Dans son argumentaire, le comité d’initiative demande comment un pays soumis à des sanctions de la part de la Suisse pourrait considérer ce pays comme neutre, mais la vraie question est de savoir comment une population se faisant envahir, bombarder et tuer chez elle peut encore considérer la Suisse comme neutre ? Dans une telle situation, ne rien faire ne signifie plus être neutre, mais cautionner tacitement l’action de l’agresseur. Comment réagiraient les Suisses et Suissesses si notre pays se faisait envahir, nos concitoyens et concitoyennes tuer par une armée étrangère, mais que personne n’agissait contre l’envahisseur ? Serait-ce perçu comme de la neutralité ou comme un soutien implicite de l’agresseur ? Il apparaît évident que refuser d’agir est une prise de position non neutre, maintenir le « courant normal » ne sert alors que d’excuse aux milieux économiques pour profiter de la situation en cherchant à se déresponsabiliser. Il en résulte que l’image internationale de la Suisse est ternie à long terme. À titre d’exemple, le refus des sanctions contre le régime responsable de l’apartheid en Afrique du Sud est resté dans les mémoires et l’image de la Suisse en subit les conséquences, malgré l’utilisation de la neutralité comme justification.
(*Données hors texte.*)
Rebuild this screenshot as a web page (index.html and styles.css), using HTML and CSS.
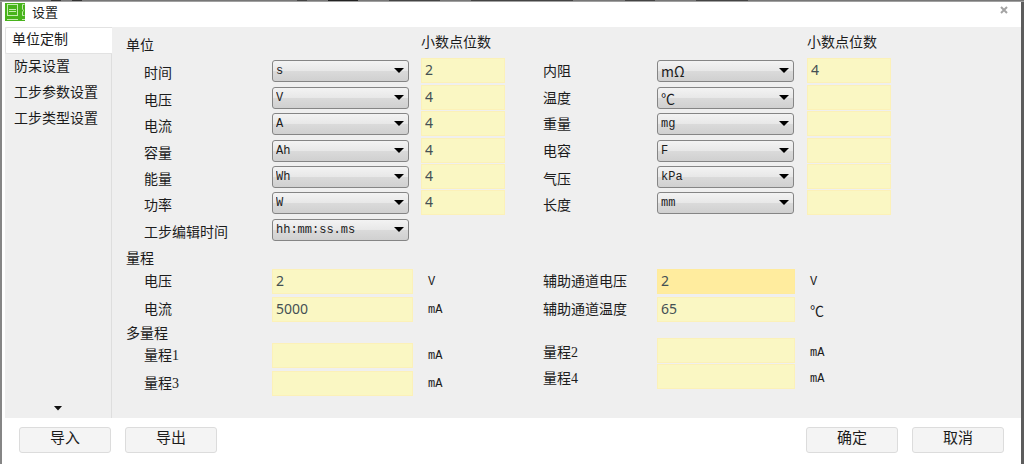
FILE: index.html
```html
<!DOCTYPE html>
<html lang="zh-CN">
<head>
<meta charset="utf-8">
<title>设置</title>
<link rel="stylesheet" href="styles.css">
</head>
<body>
<div class="backdrop"></div>
<div class="dialog">
  <header class="titlebar">
    <svg class="logo" width="20" height="18" viewBox="0 0 20 18" aria-hidden="true">
      <rect width="20" height="18" fill="#48b31c"/>
      <g fill="none" stroke="#c5edb0" stroke-width="1">
        <rect x="2.5" y="1.500" width="10" height="11"/>
        <path d="M4 6.500H11M4 8.500H11M19.500 1.500H17.500V6L18.500 7.500L17.500 9V12.500H19.500M2 16.500H13M17 16.500H20"/>
      </g>
    </svg>
    <h1 class="title">设置</h1>
    <button class="close" type="button" aria-label="关闭">
      <svg width="8" height="8" viewBox="0 0 8 8"><path d="M1 1L7 7M7 1L1 7" stroke="#a3a3a3" stroke-width="2"/></svg>
    </button>
  </header>
  <div class="content">
    <nav class="tabs">
      <button class="tab active" type="button">单位定制</button>
      <button class="tab" type="button">防呆设置</button>
      <button class="tab" type="button">工步参数设置</button>
      <button class="tab" type="button">工步类型设置</button>
      <button class="scroll" type="button" aria-label="向下滚动"><span class="arrow"></span></button>
    </nav>
    <main class="form">
      <div class="panel left">
        <div class="row head"><h2>单位</h2><span></span><span class="caption">小数点位数</span></div>
        <div class="units">
          <div class="row"><label for="time">时间</label><span class="combo"><select id="time"><option>s</option></select></span><input class="digits" aria-label="时间小数点位数" value="2"></div>
          <div class="row"><label for="volt">电压</label><span class="combo"><select id="volt"><option>V</option></select></span><input class="digits" aria-label="电压小数点位数" value="4"></div>
          <div class="row"><label for="curr">电流</label><span class="combo"><select id="curr"><option>A</option></select></span><input class="digits" aria-label="电流小数点位数" value="4"></div>
          <div class="row"><label for="capa">容量</label><span class="combo"><select id="capa"><option>Ah</option></select></span><input class="digits" aria-label="容量小数点位数" value="4"></div>
          <div class="row"><label for="ener">能量</label><span class="combo"><select id="ener"><option>Wh</option></select></span><input class="digits" aria-label="能量小数点位数" value="4"></div>
          <div class="row"><label for="powr">功率</label><span class="combo"><select id="powr"><option>W</option></select></span><input class="digits" aria-label="功率小数点位数" value="4"></div>
          <div class="row"><label for="edit">工步编辑时间</label><span class="combo"><select id="edit"><option>hh:mm:ss.ms</option></select></span></div>
        </div>
        <h2 class="range-title">量程</h2>
        <div class="ranges">
          <div class="row"><label for="rv">电压</label><input class="value" id="rv" value="2"><span class="unit">V</span></div>
          <div class="row"><label for="rc">电流</label><input class="value" id="rc" value="5000"><span class="unit">mA</span></div>
        </div>
        <h2 class="multi-title">多量程</h2>
        <div class="ranges">
          <div class="row"><label for="r1">量程1</label><input class="value" id="r1"><span class="unit">mA</span></div>
          <div class="row"><label for="r3">量程3</label><input class="value" id="r3"><span class="unit">mA</span></div>
        </div>
      </div>
      <div class="panel right">
        <div class="row head"><span></span><span></span><span class="caption">小数点位数</span></div>
        <div class="units">
          <div class="row"><label for="resi">内阻</label><span class="combo"><select id="resi" class="symbol"><option>mΩ</option></select></span><input class="digits" aria-label="内阻小数点位数" value="4"></div>
          <div class="row"><label for="temp">温度</label><span class="combo"><select id="temp" class="symbol"><option>℃</option></select></span><input class="digits" aria-label="温度小数点位数"></div>
          <div class="row"><label for="mass">重量</label><span class="combo"><select id="mass"><option>mg</option></select></span><input class="digits" aria-label="重量小数点位数"></div>
          <div class="row"><label for="capc">电容</label><span class="combo"><select id="capc"><option>F</option></select></span><input class="digits" aria-label="电容小数点位数"></div>
          <div class="row low"><label for="pres">气压</label><span class="combo"><select id="pres"><option>kPa</option></select></span><input class="digits" aria-label="气压小数点位数"></div>
          <div class="row low"><label for="leng">长度</label><span class="combo"><select id="leng"><option>mm</option></select></span><input class="digits" aria-label="长度小数点位数"></div>
        </div>
        <div class="ranges aux">
          <div class="row"><label for="av">辅助通道电压</label><input class="value current" id="av" value="2"><span class="unit">V</span></div>
          <div class="row"><label for="at">辅助通道温度</label><input class="value" id="at" value="65"><span class="unit symbol">℃</span></div>
        </div>
        <div class="ranges multi">
          <div class="row"><label for="r2">量程2</label><input class="value" id="r2"><span class="unit">mA</span></div>
          <div class="row"><label for="r4">量程4</label><input class="value" id="r4"><span class="unit">mA</span></div>
        </div>
      </div>
    </main>
  </div>
  <footer class="footer">
    <button class="btn" type="button">导入</button>
    <button class="btn" type="button">导出</button>
    <button class="btn ok" type="button">确定</button>
    <button class="btn" type="button">取消</button>
  </footer>
</div>
</body>
</html>
```

FILE: styles.css
```css
* {
  box-sizing: border-box;
}

body {
  margin: 0;
  min-height: 100vh;
  display: flex;
  flex-direction: column;
  padding-bottom: 1px;
  background: #fff;
  color: #1c1c1c;
  font: 14px/20px "Liberation Serif", "Noto Sans CJK SC", serif;
}

button,
input,
select {
  margin: 0;
  font: inherit;
  color: inherit;
}

h1,
h2 {
  margin: 0;
  font-size: 14px;
  font-weight: 400;
  line-height: 20px;
}

/* Sliver of the dimmed window behind the dialog */
.backdrop {
  height: 2px;
  border-bottom: 1px solid #a0a0a0;
  background: linear-gradient(90deg,
    #777 5%, #333 5% 6%, #777 6% 7%, #333 7% 8%, #777 8% 29%,
    #444 29% 30%, #777 30% 32%, #222 32% 35%, #777 35% 38%,
    #444 38% 43%, #777 43% 46%, #444 46% 56%, #777 56% 61%,
    #444 61% 64%, #777 64% 68%, #444 68% 73%, #777 73%);
}

.dialog {
  flex: 1;
  display: flex;
  flex-direction: column;
  border-style: solid;
  border-width: 0 3px 0 2px;
  border-color: #5c5c5c #5c5c5c #5c5c5c #858585;
  background: #fff;
}

.titlebar {
  display: flex;
  align-items: flex-start;
  height: 25px;
  padding: 1px 12px 0 3px;
}

.title {
  flex: 1;
  padding-left: 7px;
  font-size: 13px;
  line-height: 20px;
}

.close {
  padding: 3px 1px;
  border: 0;
  background: none;
  line-height: 0;
}

.content {
  flex: 1;
  display: flex;
  margin-left: 3px;
  background: #efefef;
}

.tabs {
  display: flex;
  flex-direction: column;
  width: 107px;
  border-right: 1px solid #dedede;
}

.tab {
  height: 26px;
  padding: 0 0 1px 9px;
  border: 0;
  background: none;
  text-align: left;
  white-space: nowrap;
}

.tab.active {
  height: 27px;
  margin-right: -1px;
  padding: 0 0 2px 6px;
  border: 1px solid #e2e2e2;
  border-right: 0;
  border-radius: 2px 0 0 2px;
  background: #fff;
}

.scroll {
  margin-top: auto;
  height: 20px;
  padding: 0;
  border: 0;
  background: none;
}

.arrow {
  display: block;
  width: 9px;
  height: 5px;
  margin: 0 auto;
  background: #111;
  clip-path: polygon(0 0, 100% 0, 50% 100%);
}

.form {
  flex: 1;
  display: flex;
  padding-left: 14px;
}

.panel.left {
  flex: 417;
}

.panel.right {
  flex: 478;
}

.row {
  display: grid;
  grid-template-columns: 128fr 149fr 122fr;
  align-items: start;
}

.left .row {
  padding-left: 18px;
}

.right .row {
  grid-template-columns: 114fr 150fr 214fr;
}

.head {
  height: 31px;
  padding-top: 6px;
}

.head h2 {
  margin-left: -18px;
  padding-top: 3px;
}

.units {
  display: grid;
  grid-template-rows: 27px 26px 27px 26px 26px 27px;
  grid-auto-rows: 27px;
}

.units label {
  padding-top: 4px;
}

.left .units label,
.units .low label {
  padding-top: 6px;
}

.combo {
  position: relative;
  width: 137px;
  margin-top: 2px;
}

.combo::after {
  content: "";
  position: absolute;
  top: 8px;
  right: 5px;
  width: 10px;
  height: 5px;
  background: #000;
  clip-path: polygon(0 0, 100% 0, 50% 100%);
  pointer-events: none;
}

.combo select {
  display: block;
  appearance: none;
  width: 100%;
  height: 22px;
  padding: 0 20px 0 3px;
  border: 1px solid #858585;
  border-radius: 3px;
  background: linear-gradient(#f3f3f3, #e8e8e8 48%, #dadada 52%, #d0d0d0);
  font-family: "Liberation Mono", monospace;
  font-size: 12px;
}

.combo .symbol,
.unit.symbol {
  font-family: "Noto Sans CJK SC", sans-serif;
  font-size: 14px;
}

.digits,
.value {
  width: 84px;
  height: 25px;
  padding: 0 3px 2px;
  border: 1px solid #fcf1b8;
  border-radius: 0;
  background: #faf7c3;
  color: #445054;
  font-family: "Noto Sans", "Open Sans", sans-serif;
}

.value {
  width: 141px;
}

.right .value {
  width: 138px;
}

.value.current {
  border-color: #ffeb9c;
  background: #ffec9e;
}

.range-title {
  height: 25px;
  padding-top: 5px;
}

.multi-title {
  height: 19px;
}

.ranges {
  display: grid;
  grid-auto-rows: 27px;
  row-gap: 1px;
}

.ranges label {
  padding-top: 3px;
}

.unit {
  padding: 3px 0 0 7px;
  font-family: "Liberation Mono", monospace;
  font-size: 12px;
}

.right .unit {
  padding-left: 3px;
}

.aux {
  margin-top: 52px;
}

.multi {
  grid-auto-rows: 26px;
  row-gap: 0;
  margin-top: 14px;
}

.multi label,
.multi .unit {
  padding-top: 5px;
}

.footer {
  display: flex;
  gap: 14px;
  height: 46px;
  padding: 9px 17px 0;
}

.btn {
  width: 92px;
  height: 26px;
  padding: 0 0 5px;
  border: 1px solid #dcdcdc;
  border-radius: 3px;
  background: #f4f4f4;
  font-size: 15px;
  line-height: 18px;
}

.ok {
  margin-left: auto;
}
```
Dans la construction de leur argumentaire, les initiants considèrent que « les peuples et les États sont violents et belliqueux par nature ». Cette fausse croyance sert avant tout les intérêts des faiseurs et profiteurs de guerre qui crient au loup et en profitent notamment par le développement de l’armement et des bénéfices générés par son industrie. Cependant, en 1986 déjà, dans le manifeste de Séville, de nombreux scientifiques réfutaient l’hypothèse de la violence humaine qui serait naturelle ou biologique. En ce qui concerne les États, il est également faux de dire qu’ils sont violents et belliqueux par nature. Comme le montrent les données sur les conflits de l’université d’Uppsala, les conflits interétatiques existent malheureusement encore mais sont rares. Au lieu de prétendre que les États et les peuples sont violents et belliqueux, il faut reconnaître que certains dirigeants déclenchent des guerres pour leur gloire personnelle avec le soutien et l’approbation du complexe militaro-industriel qui en bénéficie. Dans ces cas-là, il est nécessaire de pouvoir atteindre les responsables en leur imposant des sanctions afin de calmer leurs ardeurs. Malheureusement, il est impossible de garantir que les sanctions dissuaderont les dirigeants belliqueux. En revanche, il est certain que le refus inconditionnel et absolu de prendre quelque mesure que ce soit ne dissuadera jamais personne.

Le SCI Suisse s’oppose à l’initiative « Sauvegarder la neutralité suisse (initiative sur la neutralité) ». Nous défendons inconditionnellement la neutralité militaire dans les conflits entre pays tiers, l’exercice des bons offices et le soutien humanitaire aux victimes, mais refusons que la Suisse renonce à des mesures légitimes et non-violentes qui permettent d’influencer une partie belligérante lorsque celle-ci enfreint incontestablement le droit international et ses principes qui sont essentiels à l’existence et la survie de la Suisse telle que l’intégrité territoriale.